Distributing Basis of Non-Deductible IRA Roth Conversion
Assume no other qualified money…couple in their 30’s makes $500K. Contributes $5,500 non-deductible IRA each for 2018 and $6,000 each for 2019 then subsequently converts to Roth IRA (assume no gain). Now they have $11,500 each in a Roth IRA, which is all basis in the original non-deductible IRA. Can they access this basis penalty free just like a straight Roth IRA contribution since it truly is basis? Or is there a five-year waiting period to avoid the 10% penalty?
I understand that any growth that was converted or growth that occurred after conversion would not be accessible tax and penalty free—just looking for the original basis.
Also, does it change anything if the Roth that the funds were converted to was opened this year vs if it was opened 7 years ago?
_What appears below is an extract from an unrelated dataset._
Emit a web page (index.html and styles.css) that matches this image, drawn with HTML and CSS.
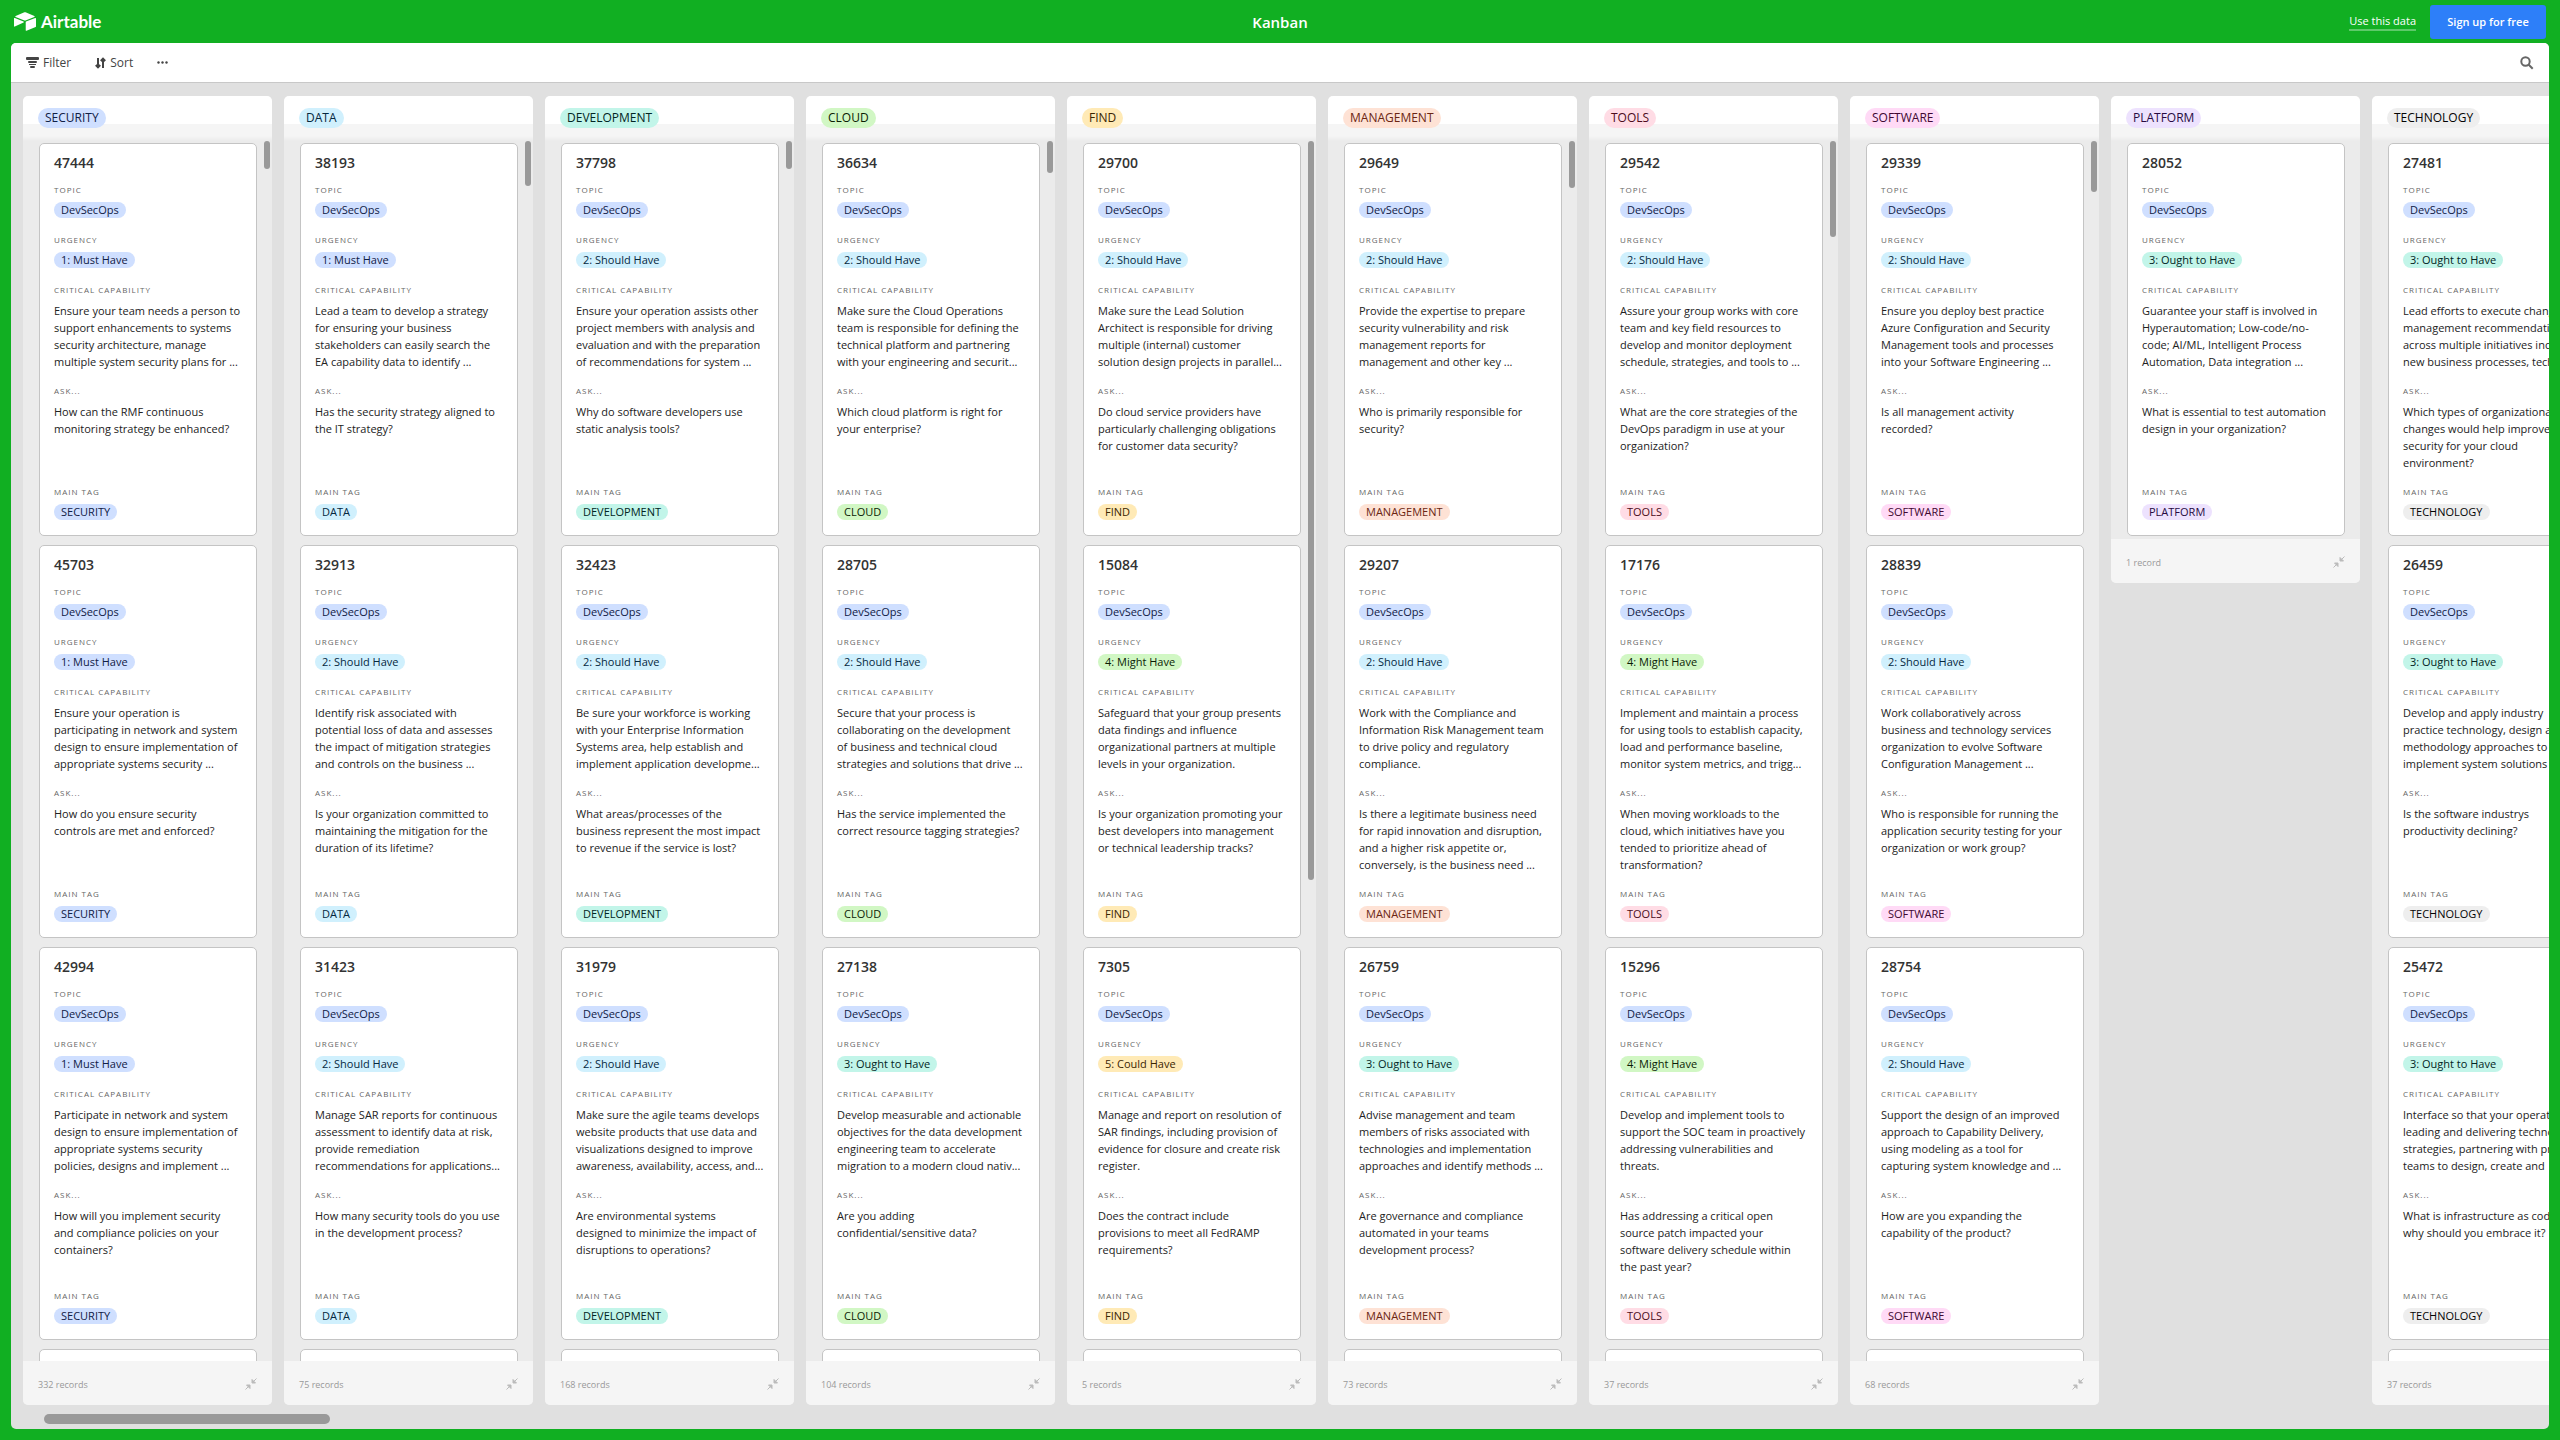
FILE: index.html
```html
<!DOCTYPE html>
<html lang="en">
<head>
<meta charset="utf-8">
<title>Kanban - Airtable</title>
<link rel="stylesheet" href="styles.css">
</head>
<body>
<header class="topbar">
  <a class="brand" href="#">
    <svg class="brand-mark" viewBox="11 10 177 149" aria-hidden="true">
      <path d="M90.04 12.37 24.08 39.66C20.41 41.18 20.45 46.39 24.14 47.85L90.38 74.12C96.2 76.43 102.68 76.43 108.5 74.12L174.73 47.85C178.42 46.39 178.46 41.18 174.79 39.66L108.83 12.37C102.82 9.88 96.06 9.88 90.04 12.37"/>
      <path d="M105.31 88.46V154.08C105.31 157.2 108.46 159.33 111.36 158.18L185.17 129.54C186.85 128.87 187.96 127.24 187.96 125.43V59.81C187.96 56.69 184.81 54.55 181.91 55.7L108.1 84.35C106.42 85.02 105.31 86.65 105.31 88.46"/>
      <path d="M88.08 91.85 66.17 102.42 17.71 125.65C14.78 127.07 11.04 124.93 11.04 121.67V60.09C11.04 58.91 11.65 57.89 12.46 57.13C14.2 55.5 16.26 55.45 17.6 55.98L87.71 83.76C91.27 85.17 91.55 90.17 88.08 91.85"/>
    </svg>
    <span class="brand-name">Airtable</span>
  </a>
  <h1 class="title">Kanban</h1>
  <nav class="actions">
    <a class="use-data" href="#">Use this data</a>
    <button class="signup" type="button">Sign up for free</button>
  </nav>
</header>
<main class="panel">
  <div class="toolbar">
    <button class="tool" type="button">
      <svg width="13" height="11" viewBox="0 0 13 11" aria-hidden="true"><rect y="0" width="13" height="3" rx="1"/><rect x="2" y="4" width="9" height="2" rx="1"/><rect x="3" y="7" width="7" height="1"/><rect x="4" y="9" width="5" height="2" rx="1"/></svg>
      Filter
    </button>
    <button class="tool" type="button">
      <svg class="line" width="11" height="12" viewBox="0 0 11 12" aria-hidden="true"><path d="M3 1v9M.8 8 3 10.3 5.200 8M8 11V2M5.800 4 8 1.700 10.200 4"/></svg>
      Sort
    </button>
    <button class="tool" type="button" aria-label="More">
      <svg width="11" height="3" viewBox="0 0 11 3" aria-hidden="true"><circle cx="1.500" cy="1.500" r="1.200"/><circle cx="5.500" cy="1.500" r="1.200"/><circle cx="9.500" cy="1.500" r="1.200"/></svg>
    </button>
    <button class="tool search" type="button" aria-label="Search">
      <svg width="14" height="14" viewBox="0 0 14 14" aria-hidden="true"><circle cx="5.500" cy="5.500" r="4.200"/><path d="m8.500 8.500 4.200 4.200"/></svg>
    </button>
  </div>
  <div class="board" id="board"></div>
</main>
<script src="board.js"></script>
</body>
</html>
```
FILE: styles.css
```css
* { box-sizing: border-box; }
body {
  margin: 0;
  height: 100vh;
  padding: 0 11px 11px;
  display: flex;
  flex-direction: column;
  overflow: hidden;
  background: #11af22;
  color: #222;
  font-family: "Open Sans", "Noto Sans", sans-serif;
  font-size: 11px;
}
h1, h2, h3, p, dl, dd { margin: 0; }
button { border: 0; background: none; font: inherit; color: inherit; padding: 0; }
a { color: inherit; text-decoration: none; }

.topbar {
  height: 43px;
  display: grid;
  grid-template-columns: 1fr auto 1fr;
  align-items: center;
  color: #fff;
}
.brand { display: flex; align-items: center; gap: 5px; padding-left: 3px; }
.brand-mark { width: 22px; height: 19px; fill: #fff; }
.brand-name { font: 700 17px/20px Lato, sans-serif; }
.title { font-size: 15px; font-weight: 600; line-height: 22px; }
.actions { display: flex; justify-content: flex-end; align-items: center; gap: 14px; padding-right: 3px; }
.use-data { font-size: 11px; line-height: 17px; border-bottom: 2px solid #5ec96a; }
.signup {
  width: 116px;
  height: 34px;
  border-radius: 3px;
  background: #2d7ff9;
  font-size: 11px;
  font-weight: 600;
}

.panel {
  flex: 1;
  min-height: 0;
  display: flex;
  flex-direction: column;
  border-radius: 5px;
  overflow: hidden;
  background: #e0e0e0;
}
.toolbar {
  flex: none;
  height: 40px;
  padding: 0 15px;
  display: flex;
  align-items: center;
  gap: 24px;
  background: #fff;
  border-bottom: 1px solid #c8c8c8;
}
.tool { display: flex; align-items: center; gap: 4px; font-size: 12px; color: #444; }
.tool svg { fill: #444; }
.tool .line { fill: none; stroke: #444; stroke-width: 2; }
.search { margin-left: auto; }
.search svg { fill: none; stroke: #666; stroke-width: 2; }

.board {
  position: relative;
  flex: 1;
  min-height: 0;
  display: flex;
  gap: 12px;
  padding: 13px 0 24px 12px;
  overflow: hidden;
}
.column {
  position: relative;
  flex: none;
  width: 249px;
  display: flex;
  flex-direction: column;
  border-radius: 5px;
  overflow: hidden;
  background: #ebebeb;
}
.column.short { align-self: flex-start; }
.column-head {
  flex: none;
  height: 45px;
  padding: 12px 15px 0;
  background: linear-gradient(#fff 28px, #f5f5f5 28px, #f5f5f5 40px, #ebebeb 45px);
}
.column-head .pill { padding: 0 7px; font-size: 12px; font-weight: 500; line-height: 20px; }
.cards {
  flex: 1;
  min-height: 0;
  padding: 2px 15px 3px 16px;
  display: flex;
  flex-direction: column;
  gap: 9px;
  overflow: hidden;
}
.card {
  flex: none;
  height: 393px;
  padding: 8px 14px 0;
  border: 1px solid #c4c4c4;
  border-radius: 5px;
  background: #fff;
}
.card h3 { margin-bottom: 9px; font-size: 14px; font-weight: 600; line-height: 22px; color: #333; }
.field { height: 50px; }
.field.long { height: 101px; }
.field dt { margin-bottom: 5px; font-size: 8px; line-height: 14px; letter-spacing: 1px; text-transform: uppercase; color: #666; }
.field dd { line-height: 17px; white-space: pre; }
.field .pill { line-height: 16px; }
.pill {
  display: block;
  width: fit-content;
  padding: 0 7px;
  border-radius: 10px;
  font-size: 11px;
  font-weight: 400;
}
.blue { background: #cfdfff; color: #102046; }
.cyan { background: #d0f0fd; color: #04283f; }
.teal { background: #c2f5e9; color: #012524; }
.green { background: #d1f7c4; color: #0b1d05; }
.yellow { background: #ffeab6; color: #3b2501; }
.orange { background: #fee2d5; color: #6b2613; }
.red { background: #ffdce5; color: #4c0c1c; }
.pink { background: #ffdaf6; color: #400832; }
.purple { background: #ede2fe; color: #280b42; }
.gray { background: #eee; color: #040404; }

.column-foot {
  flex: none;
  height: 44px;
  padding: 2px 15px 0;
  display: flex;
  align-items: center;
  justify-content: space-between;
  background: #f5f5f5;
  color: #999;
  font-size: 9px;
}
.column-foot svg { fill: #bbb; stroke: #bbb; }
.thumb { position: absolute; top: 45px; right: 2px; width: 6px; border-radius: 3px; background: #999; }
.thumb-x { position: absolute; left: 33px; bottom: 5px; width: 286px; height: 10px; border-radius: 5px; background: #999; }
```
FILE: board.js
```js
const urgencies = {
  1: ["1: Must Have", "blue"],
  2: ["2: Should Have", "cyan"],
  3: ["3: Ought to Have", "teal"],
  4: ["4: Might Have", "green"],
  5: ["5: Could Have", "yellow"]
};

// Column: name, colour, record count, scrollbar thumb height, cards [id, urgency, capability, ask]
const columns = [
  ["SECURITY", "blue", "332 records", 28, [
    ["47444", 1, "Ensure your team needs a person to\nsupport enhancements to systems\nsecurity architecture, manage\nmultiple system security plans for ...", "How can the RMF continuous\nmonitoring strategy be enhanced?"],
    ["45703", 1, "Ensure your operation is\nparticipating in network and system\ndesign to ensure implementation of\nappropriate systems security ...", "How do you ensure security\ncontrols are met and enforced?"],
    ["42994", 1, "Participate in network and system\ndesign to ensure implementation of\nappropriate systems security\npolicies, designs and implement ...", "How will you implement security\nand compliance policies on your\ncontainers?"]
  ]],
  ["DATA", "cyan", "75 records", 45, [
    ["38193", 1, "Lead a team to develop a strategy\nfor ensuring your business\nstakeholders can easily search the\nEA capability data to identify ...", "Has the security strategy aligned to\nthe IT strategy?"],
    ["32913", 2, "Identify risk associated with\npotential loss of data and assesses\nthe impact of mitigation strategies\nand controls on the business ...", "Is your organization committed to\nmaintaining the mitigation for the\nduration of its lifetime?"],
    ["31423", 2, "Manage SAR reports for continuous\nassessment to identify data at risk,\nprovide remediation\nrecommendations for applications...", "How many security tools do you use\nin the development process?"]
  ]],
  ["DEVELOPMENT", "teal", "168 records", 28, [
    ["37798", 2, "Ensure your operation assists other\nproject members with analysis and\nevaluation and with the preparation\nof recommendations for system ...", "Why do software developers use\nstatic analysis tools?"],
    ["32423", 2, "Be sure your workforce is working\nwith your Enterprise Information\nSystems area, help establish and\nimplement application developme...", "What areas/processes of the\nbusiness represent the most impact\nto revenue if the service is lost?"],
    ["31979", 2, "Make sure the agile teams develops\nwebsite products that use data and\nvisualizations designed to improve\nawareness, availability, access, and...", "Are environmental systems\ndesigned to minimize the impact of\ndisruptions to operations?"]
  ]],
  ["CLOUD", "green", "104 records", 32, [
    ["36634", 2, "Make sure the Cloud Operations\nteam is responsible for defining the\ntechnical platform and partnering\nwith your engineering and securit...", "Which cloud platform is right for\nyour enterprise?"],
    ["28705", 2, "Secure that your process is\ncollaborating on the development\nof business and technical cloud\nstrategies and solutions that drive ...", "Has the service implemented the\ncorrect resource tagging strategies?"],
    ["27138", 3, "Develop measurable and actionable\nobjectives for the data development\nengineering team to accelerate\nmigration to a modern cloud nativ...", "Are you adding\nconfidential/sensitive data?"]
  ]],
  ["FIND", "yellow", "5 records", 739, [
    ["29700", 2, "Make sure the Lead Solution\nArchitect is responsible for driving\nmultiple (internal) customer\nsolution design projects in parallel...", "Do cloud service providers have\nparticularly challenging obligations\nfor customer data security?"],
    ["15084", 4, "Safeguard that your group presents\ndata findings and influence\norganizational partners at multiple\nlevels in your organization.", "Is your organization promoting your\nbest developers into management\nor technical leadership tracks?"],
    ["7305", 5, "Manage and report on resolution of\nSAR findings, including provision of\nevidence for closure and create risk\nregister.", "Does the contract include\nprovisions to meet all FedRAMP\nrequirements?"]
  ]],
  ["MANAGEMENT", "orange", "73 records", 47, [
    ["29649", 2, "Provide the expertise to prepare\nsecurity vulnerability and risk\nmanagement reports for\nmanagement and other key ...", "Who is primarily responsible for\nsecurity?"],
    ["29207", 2, "Work with the Compliance and\nInformation Risk Management team\nto drive policy and regulatory\ncompliance.", "Is there a legitimate business need\nfor rapid innovation and disruption,\nand a higher risk appetite or,\nconversely, is the business need ..."],
    ["26759", 3, "Advise management and team\nmembers of risks associated with\ntechnologies and implementation\napproaches and identify methods ...", "Are governance and compliance\nautomated in your teams\ndevelopment process?"]
  ]],
  ["TOOLS", "red", "37 records", 96, [
    ["29542", 2, "Assure your group works with core\nteam and key field resources to\ndevelop and monitor deployment\nschedule, strategies, and tools to ...", "What are the core strategies of the\nDevOps paradigm in use at your\norganization?"],
    ["17176", 4, "Implement and maintain a process\nfor using tools to establish capacity,\nload and performance baseline,\nmonitor system metrics, and trigg...", "When moving workloads to the\ncloud, which initiatives have you\ntended to prioritize ahead of\ntransformation?"],
    ["15296", 4, "Develop and implement tools to\nsupport the SOC team in proactively\naddressing vulnerabilities and\nthreats.", "Has addressing a critical open\nsource patch impacted your\nsoftware delivery schedule within\nthe past year?"]
  ]],
  ["SOFTWARE", "pink", "68 records", 51, [
    ["29339", 2, "Ensure you deploy best practice\nAzure Configuration and Security\nManagement tools and processes\ninto your Software Engineering ...", "Is all management activity\nrecorded?"],
    ["28839", 2, "Work collaboratively across\nbusiness and technology services\norganization to evolve Software\nConfiguration Management ...", "Who is responsible for running the\napplication security testing for your\norganization or work group?"],
    ["28754", 2, "Support the design of an improved\napproach to Capability Delivery,\nusing modeling as a tool for\ncapturing system knowledge and ...", "How are you expanding the\ncapability of the product?"]
  ]],
  ["PLATFORM", "purple", "1 record", 0, [
    ["28052", 3, "Guarantee your staff is involved in\nHyperautomation; Low-code/no-\ncode; AI/ML, Intelligent Process\nAutomation, Data integration ...", "What is essential to test automation\ndesign in your organization?"]
  ]],
  ["TECHNOLOGY", "gray", "37 records", 0, [
    ["27481", 3, "Lead efforts to execute change\nmanagement recommendations\nacross multiple initiatives including\nnew business processes, technology", "Which types of organizational\nchanges would help improve\nsecurity for your cloud\nenvironment?"],
    ["26459", 3, "Develop and apply industry\npractice technology, design and\nmethodology approaches to\nimplement system solutions", "Is the software industrys\nproductivity declining?"],
    ["25472", 3, "Interface so that your operation\nleading and delivering technology\nstrategies, partnering with product\nteams to design, create and", "What is infrastructure as code\nwhy should you embrace it?"]
  ]]
];

const pill = (text, color) => `<span class="pill ${color}">${text}</span>`;
const field = (label, value, long) =>
  `<div class="field${long ? " long" : ""}"><dt>${label}</dt><dd>${value}</dd></div>`;

const card = (name, color, [id, urgency, capability, ask]) => `
  <article class="card">
    <h3>${id}</h3>
    <dl>
      ${field("Topic", pill("DevSecOps", "blue"))}
      ${field("Urgency", pill(...urgencies[urgency]))}
      ${field("Critical capability", capability, true)}
      ${field("Ask...", ask, true)}
      ${field("Main tag", pill(name, color))}
    </dl>
  </article>`;

const column = ([name, color, count, thumb, cards]) => `
  <section class="column${cards.length === 1 ? " short" : ""}">
    <header class="column-head"><h2 class="pill ${color}">${name}</h2></header>
    <div class="cards">
      ${cards.map(c => card(name, color, c)).join("")}
      ${cards.length > 1 ? '<article class="card"></article>' : ""}
    </div>
    <footer class="column-foot">
      <span>${count}</span>
      <svg width="12" height="12" viewBox="0 0 12 12" aria-hidden="true"><path d="M7 1.500V5h3.500zM1.500 7H5v3.500z"/><path d="M8 4l3.500-3.500M4 8 .500 11.500" stroke-width="1"/></svg>
    </footer>
    ${thumb ? `<div class="thumb" style="height:${thumb}px"></div>` : ""}
  </section>`;

document.getElementById("board").innerHTML =
  columns.map(column).join("") + '<div class="thumb-x"></div>';
```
Permalink Submitted by Alan - IRA critic on Fri, 2019-02-22 15:00
All contributions including taxable conversions are basis in a Roth IRA. What triggers the penalty on withdrawing conversion money in less than 5 years is whether the conversion was taxable or not. Here you have a non taxable conversion so effectively there is no holding period. However, this conversion still cannot come out before older conversions. Therefore, if there was an older taxable conversion under 5 years, that older conversion would have to come out first subject to 10% penalty on the amount converted. If all the couple does is make these annual non taxable conversions, they have access to the converted amount from day 1 without penalty. It does not matter when the first Roth contribution was done in this example. If a spouse has other Roth IRA accounts, for purposes of the ordering rules for taxation of Roth distributions, they are all treated as one combined Roth account, so it makes no difference whether these conversions are done to a new account or added to an older Roth account that has a number of Roth contribution types.